1. don't go into it alone. have people with you. other people can help you make decisions about what to keep and what to throw away. plus, he may have collections that someone might want to go through while you're off going through other things. let people help you make decisions about what to keep, what to pitch, what to give away, etc.

2. contact your grandfather's friends, because they may be able to help you with some of it. a man my mom worked with knew of a needy family that could use some furniture, and because i knew my mom liked this guy a lot and because i didn't know what else to do with the stuff, i let him haul it off. my mom's good friends helped me go through all her clothes and figure out what went to charity, what should be kept (she had some antique pieces from when she was a costumer), and what they could use. they spent an evening in my mom's house, sitting in the living room drinking wine and talking about my mom while they sorted through the clothes. it was really sweet, and i think an important night for them.

3. rent a dumpster. no matter how few possessions you think your grandfather had, and no matter how valuable you think most of it may be, there's going to be a lot of STUFF that just needs thrown out. it will be inevitable.

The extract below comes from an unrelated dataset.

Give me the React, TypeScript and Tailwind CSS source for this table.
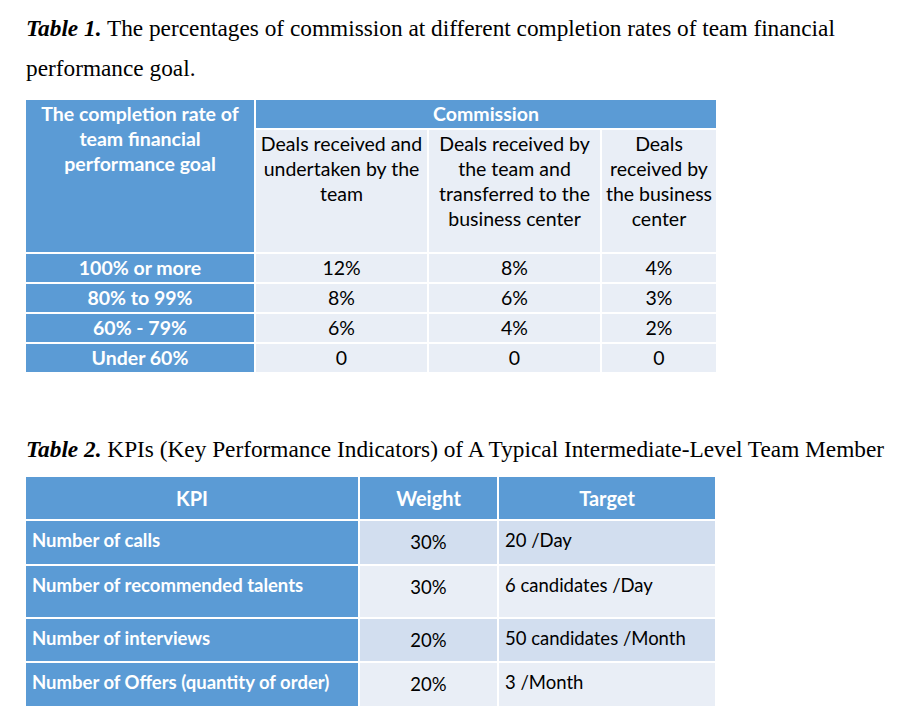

i'm still trying to figure out what to do with some of the stuff i kept of my mom's. some of it, like her music memorabilia, i will never get rid of. some of it, like her jewelry, i want to part with someday, but i don't just want to get rid of it any old way. some of her stuff i could tell she hardly looked at or used, and it was easy to get rid of that stuff.

once you get his belongings to a manageable pile, it'll be easier to make decisions. but it might take years for you to figure out what to do with everything.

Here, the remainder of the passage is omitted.